Jeremy Saulnier - The Green Room [Film] (Cover Artwork)

Jeremy Saulnier

The Green Room [Film] (2016)

broad Green Pictures


This ain't Portlandia...

The Green Room is a harrowing thriller and one of the best punk films of recent years. It is filmed in the style of John Carpenter's siege movies like Assault on Precinct 13 and Escape From New York rather than the style of Suburbia or SLC Punk. It tells the story of a traveling DIY crust punk band the Ain't Rights that is booked by a flaky promoter with a Mohawk to a skinhead compound/bar in rural Oregon. There they run afoul of the local Neo Nazi thugs by covering "Nazi Punks Fuck Off" by the Dead Kennedys and witnessing a murder. The skins, lead by Patrick Stewart, playing against type of the racially enlightened Picard but not so much corrupt CIA director Bullock, hold them hostage to cover up their fellow's misdeeds and the band and one of the skins, Imogen Poots, have to fight their way out at  a high cost of human life.

In the end, most of the band is taken out by the skins by gun or attack dog. One gets his throat torn out by a pitbull. If anyone is as unnerved by large attack dog breeds as this reviewer, discretion is advised. The only survivors are the sadly recently deceased in real life Anton Yelchin as Pat, a half Jewish crusty punk who joins with Imogen Poots' character in a last ditch paintball based strategy to escape and take out Patrick Stewart and his henchmen.

The film is excellent and relevant with the uptick in punks versus skins fights, the Nazi overtones of the Trump campaign, the standoff in rural Oregon with that militia that seized the bird sanctuary, and other controversies affecting both society and our subculture these days. The director Saulnier is obviously a veteran punk with accurate knowledge of it. The actors are all great too. Patrick Stewart manages a chilling villain who sees this as cleaning up a mess and seems to be some kind of British National Front exile. Alia Shawkat, Imogen Poots and Anton Yelchin do well too.

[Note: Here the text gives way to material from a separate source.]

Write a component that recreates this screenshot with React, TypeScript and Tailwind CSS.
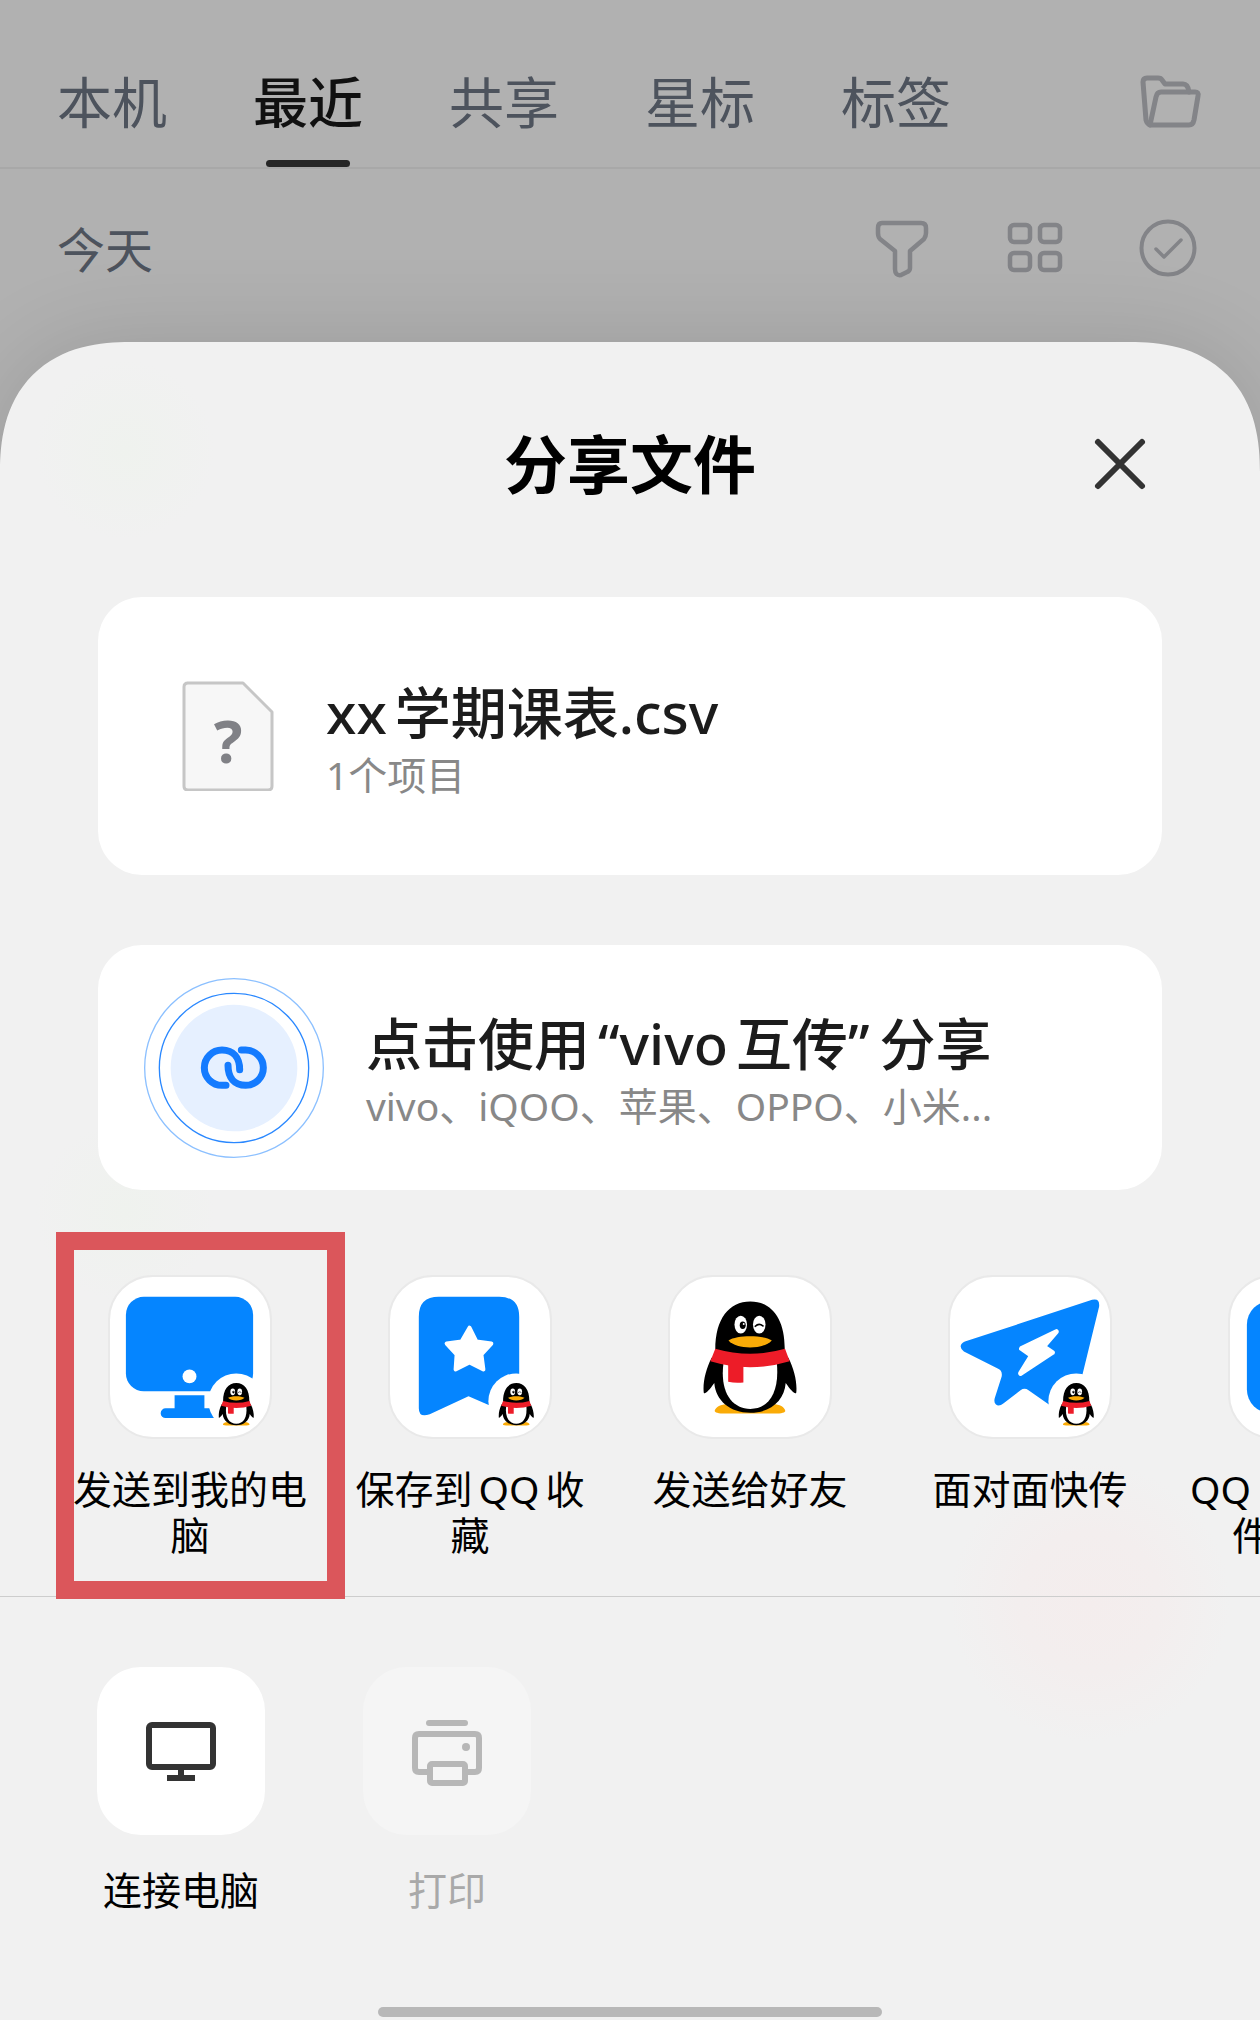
import * as React from "react";

interface ShareTarget {
  id: string;
  label: React.ReactNode;
  icon: React.FC;
  highlighted?: boolean;
}

const PenguinShape: React.FC = () => (
  <>
    <path d="M223 486C226 474 242 466 262 466L331 486L400 466C420 466 434 474 437 486C434 493 420 494 395 494H265C240 494 226 493 223 486Z" fill="#faab07" />
    <path d="M214 325C196 360 187 400 190 430C192 438 204 428 222 402C226 455 270 492 331 492S434 455 438 402C456 428 468 438 470 430C473 400 464 360 446 325Z" fill="#000" />
    <path d="M225 300C225 208 266 155 331 155S436 208 435 300L440 335H220Z" fill="#000" />
    <path d="M250 340H411C420 428 388 480 331 480S238 428 250 340Z" fill="#fff" />
    <ellipse cx="302" cy="225" rx="19" ry="27" fill="#fff" />
    <ellipse cx="358" cy="225" rx="19" ry="27" fill="#fff" />
    <ellipse cx="308" cy="227" rx="9" ry="11" fill="#000" />
    <circle cx="311" cy="223" r="3" fill="#fff" />
    <path d="M346 230Q357 219 369 229" fill="none" stroke="#000" strokeWidth="5" strokeLinecap="round" />
    <path d="M265 273C290 256 370 256 396 273C370 301 290 301 265 273Z" fill="#faab07" />
    <path d="M225 298Q331 328 436 298L450 336Q331 372 210 336Z" fill="#ed1c28" />
    <path d="M264 345H310V400Q286 403 264 398Z" fill="#ed1c28" />
  </>
);

const PenguinBadge: React.FC = () => (
  <>
    <circle cx="128" cy="126" r="28" fill="#fff" />
    <svg x="110" y="107" width="36" height="44" viewBox="187 153 286 343">
      <PenguinShape />
    </svg>
  </>
);

const ComputerIcon: React.FC = () => (
  <svg viewBox="0 0 163 163" className="size-full">
    <rect x="17" y="21" width="128" height="95" rx="18" fill="#0585ff" />
    <circle cx="81" cy="101" r="7" fill="#fff" />
    <path d="M66 120H96V133H112V143H57A5 5 0 0 1 57 133H66Z" fill="#0585ff" />
    <PenguinBadge />
  </svg>
);

const BookmarkIcon: React.FC = () => (
  <svg viewBox="0 0 163 163" className="size-full">
    <path d="M50 21H111Q131 21 131 41V134Q131 142 124 140L80 121L41 139Q30 143 30 133V41Q30 21 50 21Z" fill="#0585ff" />
    <path d="M81 52L88 66L103 68L93 79L95 94L81 87L67 94L68 79L58 68L73 66Z" fill="#fff" stroke="#fff" strokeWidth="4" strokeLinejoin="round" />
    <PenguinBadge />
  </svg>
);

const FriendIcon: React.FC = () => (
  <svg viewBox="87 78 486 490" className="size-full">
    <PenguinShape />
  </svg>
);

const PlaneIcon: React.FC = () => (
  <svg viewBox="0 0 163 163" className="size-full">
    <path
      d="M144 24Q152 22 151 31L125 137Q122 143 116 140L80 115Q76 112 72 115L55 128Q50 132 47 129Q45 127 46 123L53 101Q54 95 49 93L15 76Q8 70 16 66Z"
      fill="#0585ff"
    />
    <path d="M108 56L95 71L104 77L72 98L83 80L73 73Z" fill="#fff" stroke="#fff" strokeWidth="5" strokeLinejoin="round" />
    <PenguinBadge />
  </svg>
);

const FolderTileIcon: React.FC = () => (
  <svg viewBox="0 0 163 163" className="size-full">
    <rect x="18" y="25" width="127" height="113" rx="24" fill="#0585ff" />
    <PenguinBadge />
  </svg>
);

const FolderIcon: React.FC = () => (
  <svg viewBox="0 0 64 64" className="size-full" fill="none" stroke="#838488" strokeWidth="5" strokeLinejoin="round" strokeLinecap="round">
    <path d="M11 55Q8 54 7 50L4 12Q4 8 8 8H19Q22 8 23 10L26 14H44Q49 14 50 22" />
    <path d="M22 22H56Q60 22 59 26L55 50Q54 55 50 55H11L17 27Q18 22 22 22Z" />
  </svg>
);

const FilterIcon: React.FC = () => (
  <svg viewBox="0 0 64 64" className="size-full" fill="none" stroke="#838488" strokeWidth="4.5" strokeLinejoin="round">
    <path d="M9 5H48Q53 5 53 10V15Q53 18 51 21L37 33V50Q37 53 34 54L28 57Q22 58 22 51V33L7 21Q5 19 5 15V10Q5 5 9 5Z" />
  </svg>
);

const GridIcon: React.FC = () => (
  <svg viewBox="0 0 64 64" className="size-full" fill="none" stroke="#838488" strokeWidth="4.5">
    <rect x="4" y="7" width="20" height="17" rx="4" />
    <rect x="34" y="7" width="20" height="17" rx="4" />
    <rect x="4" y="35" width="20" height="17" rx="4" />
    <rect x="34" y="35" width="20" height="17" rx="4" />
  </svg>
);

const SelectIcon: React.FC = () => (
  <svg viewBox="0 0 64 64" className="size-full" fill="none" stroke="#838488" strokeWidth="4" strokeLinecap="round">
    <circle cx="29" cy="30" r="26.5" />
    <path d="M17 31L25 39L42 22" strokeWidth="3.5" strokeLinejoin="round" />
  </svg>
);

const CloseIcon: React.FC = () => (
  <svg viewBox="0 0 64 64" className="size-full" fill="none" stroke="#333" strokeWidth="6" strokeLinecap="round">
    <path d="M10 10L54 54M54 10L10 54" />
  </svg>
);

const UnknownFileIcon: React.FC = () => (
  <svg viewBox="0 0 92 110" className="h-[110px] w-[92px] shrink-0">
    <path d="M5 2H61L90 31V105Q90 109 86 109H6Q2 109 2 105V6Q2 2 6 2Z" fill="#f7f7f7" stroke="#c6c6c6" strokeWidth="3" strokeLinejoin="round" />
    <text x="46" y="82" textAnchor="middle" fontSize="60" fontWeight="700" fill="#808186">
      ?
    </text>
  </svg>
);

const LinkRingIcon: React.FC = () => (
  <svg viewBox="162 111 540 540" className="size-[180px] shrink-0" fill="none">
    <circle cx="432" cy="381" r="268" stroke="#8cc0ff" strokeWidth="4" />
    <circle cx="432" cy="381" r="224" stroke="#2a88ff" strokeWidth="4" />
    <circle cx="432" cy="381" r="190" fill="#e6f0ff" />
    <g stroke="#147bff" strokeWidth="21" strokeLinecap="round">
      <path d="M408 433H396A53 53 0 0 1 396 327C430 327 449 350 449 386" />
      <path d="M454 327H467A53 53 0 0 1 467 433C433 433 414 410 414 373" />
    </g>
  </svg>
);

const MonitorIcon: React.FC = () => (
  <svg viewBox="0 0 168 168" className="size-full" fill="none" stroke="#333" strokeWidth="6">
    <rect x="52" y="58" width="64" height="42" rx="3" />
    <path d="M84 101V110" />
    <path d="M70 111H98" />
  </svg>
);

const PrinterIcon: React.FC = () => (
  <svg viewBox="0 0 168 168" className="size-full" fill="none" stroke="#b7b7b7" strokeWidth="6">
    <path d="M66 56H102" strokeLinecap="round" />
    <path d="M67 105H56Q52 105 52 101V71Q52 67 56 67H112Q116 67 116 71V101Q116 105 112 105H102" />
    <rect x="67" y="97" width="35" height="19" rx="2" />
    <circle cx="103" cy="80" r="4" fill="#b7b7b7" stroke="none" />
  </svg>
);

const tabs = ["本机", "最近", "共享", "星标", "标签"];

const tools = [
  { name: "筛选", icon: FilterIcon },
  { name: "视图", icon: GridIcon },
  { name: "选择", icon: SelectIcon },
];

const targets: ShareTarget[] = [
  { id: "computer", label: "发送到我的电脑", icon: ComputerIcon, highlighted: true },
  {
    id: "favorite",
    label: (
      <>
        保存到<span className="mx-1.5">QQ</span>收藏
      </>
    ),
    icon: BookmarkIcon,
  },
  { id: "friend", label: "发送给好友", icon: FriendIcon },
  { id: "nearby", label: "面对面快传", icon: PlaneIcon },
  {
    id: "files",
    label: (
      <>
        <span className="mr-2">QQ</span>内部<span className="mx-2">AI</span>文件收藏夹
      </>
    ),
    icon: FolderTileIcon,
  },
];

const actions = [
  { label: "连接电脑", icon: MonitorIcon, disabled: false },
  { label: "打印", icon: PrinterIcon, disabled: true },
];

export default function App() {
  const [activeTab, setActiveTab] = React.useState("最近");

  return (
    <div
      lang="zh-CN"
      className="flex min-h-screen flex-col overflow-hidden bg-[#b1b1b1] font-['Noto_Sans','Noto_Sans_CJK_SC',sans-serif]">
      <header>
        <nav className="flex h-[169px] items-end justify-between border-b-2 border-[#a8a8a8] px-[57px]">
          <div className="flex gap-[86px]">
            {tabs.map((tab) => (
              <button
                key={tab}
                onClick={() => setActiveTab(tab)}
                className={`flex flex-col items-center gap-[22px] text-[55px] leading-[72px] whitespace-nowrap ${
                  tab === activeTab ? "font-medium text-[#111]" : "text-[#4d535d]"
                }`}>
                {tab}
                <span
                  className={`h-[7px] w-[84px] rounded-full ${
                    tab === activeTab ? "bg-[#262626]" : "bg-transparent"
                  }`}
                />
              </button>
            ))}
          </div>
          <button aria-label="文件夹" className="mb-[33px] size-16">
            <FolderIcon />
          </button>
        </nav>
        <div className="flex items-center justify-between px-[57px] pt-[45px] pb-14">
          <h2 className="text-[48px] leading-[72px] text-[#4d535d]">今天</h2>
          <div className="flex gap-[69px]">
            {tools.map((tool) => (
              <button key={tool.name} aria-label={tool.name} className="size-16">
                <tool.icon />
              </button>
            ))}
          </div>
        </div>
      </header>

      <section className="flex flex-1 flex-col overflow-hidden rounded-t-[130px] [corner-shape:superellipse(1.25)] bg-[#f1f1f1] bg-[radial-gradient(circle_at_1090px_1260px,#f4eded_0,#f3eeee_70px,#f1f1f100_140px),radial-gradient(circle_at_125px_108px,#eff2ee_0,#f1f1f100_90px),radial-gradient(circle_at_125px_870px,#eff2ee_0,#f1f1f100_90px)] shadow-[0_0_90px_rgba(0,0,0,0.13)]">
        <div className="grid grid-cols-[1fr_auto_1fr] items-center px-[108px] pt-[82px] pb-[93px]">
          <h1 className="col-start-2 text-[63px] leading-[80px] font-bold text-black">分享文件</h1>
          <button aria-label="关闭" className="size-16 justify-self-end">
            <CloseIcon />
          </button>
        </div>

        <div className="mx-[98px] flex flex-col gap-[70px]">
          <div className="flex h-[278px] items-center gap-[52px] rounded-[44px] bg-white pl-[84px]">
            <UnknownFileIcon />
            <div className="pt-1.5">
              <p className="text-[56px] leading-[72px] font-medium text-[#1c1c1c]">
                <span className="mr-2">xx</span>学期课表.csv
              </p>
              <p className="text-[39px] leading-[54px] text-[#888]">1个项目</p>
            </div>
          </div>

          <button className="flex h-[245px] items-center gap-[42px] rounded-[44px] bg-white pl-[46px] text-left">
            <LinkRingIcon />
            <span className="block pt-1">
              <span className="block text-[56px] leading-[72px] font-medium text-[#1c1c1c]">
                点击使用<span className="mx-2">“vivo</span>互传<span className="mr-2.5">”</span>分享
              </span>
              <span className="block text-[39px] leading-[54px] text-[#888]">
                vivo、iQOO、苹果、OPPO、小米...
              </span>
            </span>
          </button>
        </div>

        <ul className="flex gap-8 border-b border-[#cdcdcd] pt-[86px] pb-[38px] pl-[66px]">
          {targets.map((target) => (
            <li key={target.id} className="relative w-[248px] shrink-0">
              <button className="flex w-full flex-col items-center gap-7">
                <span className="size-[162px] overflow-hidden rounded-[44px] bg-white outline-2 -outline-offset-1 outline-[#e9e9e9]">
                  <target.icon />
                </span>
                <span className="text-center text-[39px] leading-[46px] text-black">
                  {target.label}
                </span>
              </button>
              {target.highlighted && (
                <span className="pointer-events-none absolute -top-11 -right-[31px] -bottom-[41px] -left-2.5 border-[18px] border-[#db565b]" />
              )}
            </li>
          ))}
        </ul>

        <div className="flex gap-[98px] pt-[70px] pl-[97px]">
          {actions.map((action) => (
            <button
              key={action.label}
              disabled={action.disabled}
              className="group flex w-[168px] flex-col items-center gap-8 text-[39px] leading-[46px] text-black disabled:text-[#a9a9a9]">
              <span className="size-[168px] rounded-[44px] bg-white group-disabled:bg-[#f5f5f5]">
                <action.icon />
              </span>
              {action.label}
            </button>
          ))}
        </div>

        <div className="mx-auto mt-auto mb-[3px] h-2.5 w-2/5 rounded-full bg-[#b8b8b8]" />
      </section>
    </div>
  );
}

This film is highly recommended. This reviewer has fought with their share of fascists and dated a blonde who likes paintball a little too much, so it resonates. Having spent the past month on the Oregon coast, its not this bad, and all there is going on is looking at the ocean and forests and playing Oregon lotto slots, but this reviewer will watch his step all the same after seeing this.